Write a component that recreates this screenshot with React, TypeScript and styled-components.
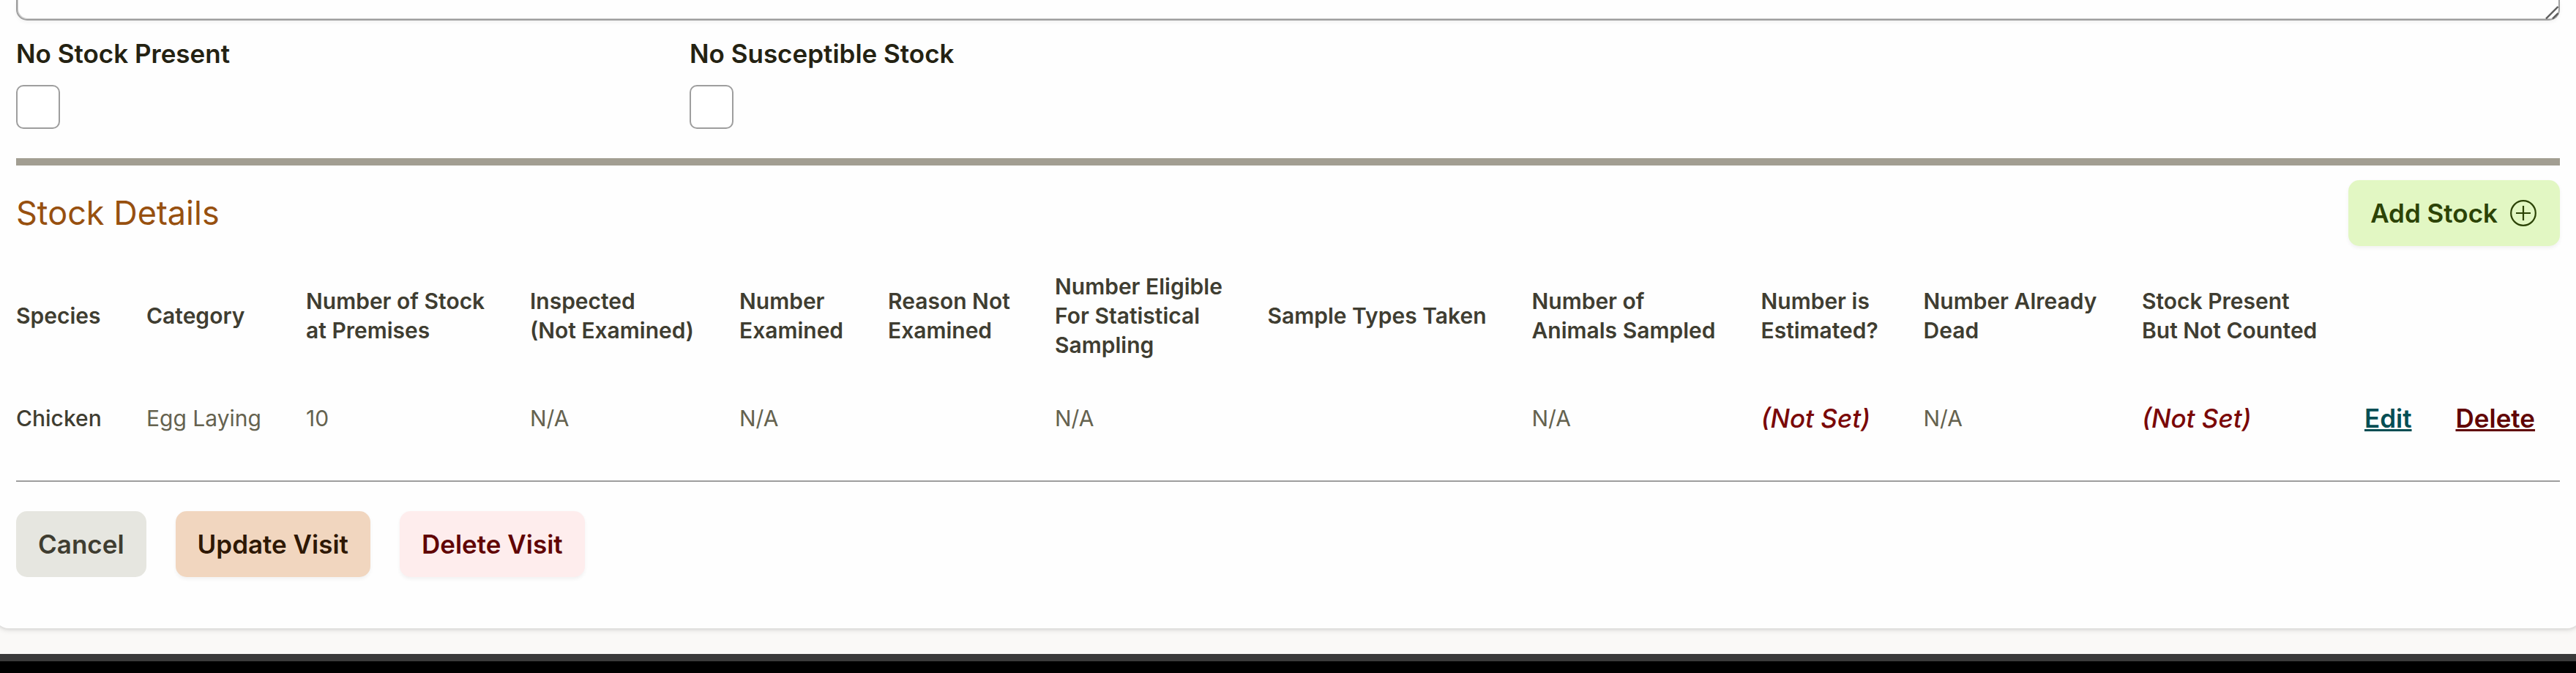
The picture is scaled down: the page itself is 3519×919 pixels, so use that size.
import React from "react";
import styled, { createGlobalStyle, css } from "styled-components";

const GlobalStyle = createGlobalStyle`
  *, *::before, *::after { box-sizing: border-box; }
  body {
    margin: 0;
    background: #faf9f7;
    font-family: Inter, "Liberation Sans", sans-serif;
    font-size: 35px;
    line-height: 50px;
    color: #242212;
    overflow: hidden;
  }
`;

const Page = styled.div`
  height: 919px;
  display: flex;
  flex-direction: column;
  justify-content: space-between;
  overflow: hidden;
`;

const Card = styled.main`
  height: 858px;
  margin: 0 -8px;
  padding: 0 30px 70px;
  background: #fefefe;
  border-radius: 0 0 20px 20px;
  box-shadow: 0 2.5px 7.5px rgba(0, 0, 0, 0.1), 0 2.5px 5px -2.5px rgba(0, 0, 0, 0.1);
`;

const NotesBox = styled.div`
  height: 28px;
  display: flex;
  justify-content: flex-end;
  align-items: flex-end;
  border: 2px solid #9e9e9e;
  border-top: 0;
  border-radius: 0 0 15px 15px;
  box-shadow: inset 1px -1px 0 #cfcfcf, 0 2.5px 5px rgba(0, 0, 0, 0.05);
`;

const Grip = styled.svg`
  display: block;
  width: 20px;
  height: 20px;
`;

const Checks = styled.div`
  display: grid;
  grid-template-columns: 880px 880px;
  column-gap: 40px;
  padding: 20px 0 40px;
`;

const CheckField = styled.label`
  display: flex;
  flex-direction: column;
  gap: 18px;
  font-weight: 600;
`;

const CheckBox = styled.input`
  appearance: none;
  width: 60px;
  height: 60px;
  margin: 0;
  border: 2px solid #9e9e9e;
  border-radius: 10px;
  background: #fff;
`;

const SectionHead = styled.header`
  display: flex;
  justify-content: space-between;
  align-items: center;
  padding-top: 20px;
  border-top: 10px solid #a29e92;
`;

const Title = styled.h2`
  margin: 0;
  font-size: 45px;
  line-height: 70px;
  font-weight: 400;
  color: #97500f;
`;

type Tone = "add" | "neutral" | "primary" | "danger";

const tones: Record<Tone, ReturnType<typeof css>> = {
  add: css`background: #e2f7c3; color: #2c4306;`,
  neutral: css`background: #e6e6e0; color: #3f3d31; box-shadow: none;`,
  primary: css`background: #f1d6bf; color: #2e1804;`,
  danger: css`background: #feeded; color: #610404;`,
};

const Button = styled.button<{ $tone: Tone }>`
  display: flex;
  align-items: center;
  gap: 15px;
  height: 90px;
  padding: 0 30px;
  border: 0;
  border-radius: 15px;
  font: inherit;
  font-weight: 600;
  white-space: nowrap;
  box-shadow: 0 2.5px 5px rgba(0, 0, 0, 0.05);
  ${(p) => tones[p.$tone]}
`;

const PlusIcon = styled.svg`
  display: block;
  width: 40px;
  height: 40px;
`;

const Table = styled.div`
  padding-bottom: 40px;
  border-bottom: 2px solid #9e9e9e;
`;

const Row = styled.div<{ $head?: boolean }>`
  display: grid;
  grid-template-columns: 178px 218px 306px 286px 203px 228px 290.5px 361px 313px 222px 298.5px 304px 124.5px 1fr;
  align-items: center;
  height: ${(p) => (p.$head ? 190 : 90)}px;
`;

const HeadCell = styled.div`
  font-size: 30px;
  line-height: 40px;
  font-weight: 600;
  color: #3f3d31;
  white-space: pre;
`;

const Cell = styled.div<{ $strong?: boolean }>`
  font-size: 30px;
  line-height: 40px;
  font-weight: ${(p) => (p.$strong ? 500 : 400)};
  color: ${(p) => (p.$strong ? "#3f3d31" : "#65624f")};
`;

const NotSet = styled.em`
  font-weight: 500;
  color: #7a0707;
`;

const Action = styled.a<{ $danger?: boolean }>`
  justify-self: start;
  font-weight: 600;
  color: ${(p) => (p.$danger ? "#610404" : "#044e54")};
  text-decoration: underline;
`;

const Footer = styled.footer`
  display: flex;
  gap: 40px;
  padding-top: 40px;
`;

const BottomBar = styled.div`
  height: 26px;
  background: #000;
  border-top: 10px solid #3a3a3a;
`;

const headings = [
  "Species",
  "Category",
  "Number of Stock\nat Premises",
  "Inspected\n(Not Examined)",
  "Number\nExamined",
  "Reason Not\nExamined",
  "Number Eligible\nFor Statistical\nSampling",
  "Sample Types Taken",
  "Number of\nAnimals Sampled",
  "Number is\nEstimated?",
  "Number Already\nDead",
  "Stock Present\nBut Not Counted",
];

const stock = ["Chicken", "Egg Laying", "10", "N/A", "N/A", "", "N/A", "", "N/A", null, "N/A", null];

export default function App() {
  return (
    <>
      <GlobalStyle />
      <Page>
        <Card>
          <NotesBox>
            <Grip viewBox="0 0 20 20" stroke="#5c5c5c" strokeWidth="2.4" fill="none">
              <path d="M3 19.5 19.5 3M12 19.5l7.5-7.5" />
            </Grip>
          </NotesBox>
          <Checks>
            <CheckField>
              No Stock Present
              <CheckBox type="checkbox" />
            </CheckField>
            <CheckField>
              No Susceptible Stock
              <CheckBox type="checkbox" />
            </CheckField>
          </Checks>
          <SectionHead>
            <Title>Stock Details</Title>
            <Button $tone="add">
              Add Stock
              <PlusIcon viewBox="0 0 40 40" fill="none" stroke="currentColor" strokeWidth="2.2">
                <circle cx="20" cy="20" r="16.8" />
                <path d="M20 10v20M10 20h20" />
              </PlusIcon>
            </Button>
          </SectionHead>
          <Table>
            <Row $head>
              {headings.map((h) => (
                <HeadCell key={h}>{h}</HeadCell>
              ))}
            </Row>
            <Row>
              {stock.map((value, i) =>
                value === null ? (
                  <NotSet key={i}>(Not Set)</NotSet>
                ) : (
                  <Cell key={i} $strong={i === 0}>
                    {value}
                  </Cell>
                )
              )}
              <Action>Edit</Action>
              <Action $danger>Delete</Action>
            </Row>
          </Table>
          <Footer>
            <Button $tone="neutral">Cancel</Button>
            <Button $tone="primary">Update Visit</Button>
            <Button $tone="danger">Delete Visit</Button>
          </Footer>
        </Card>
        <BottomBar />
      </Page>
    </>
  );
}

## What needs to be done
Return all lines with the word "components" in them.

## Response
Write a component that recreates this screenshot with React, TypeScript and styled-components.
import styled, { createGlobalStyle, css } from "styled-components";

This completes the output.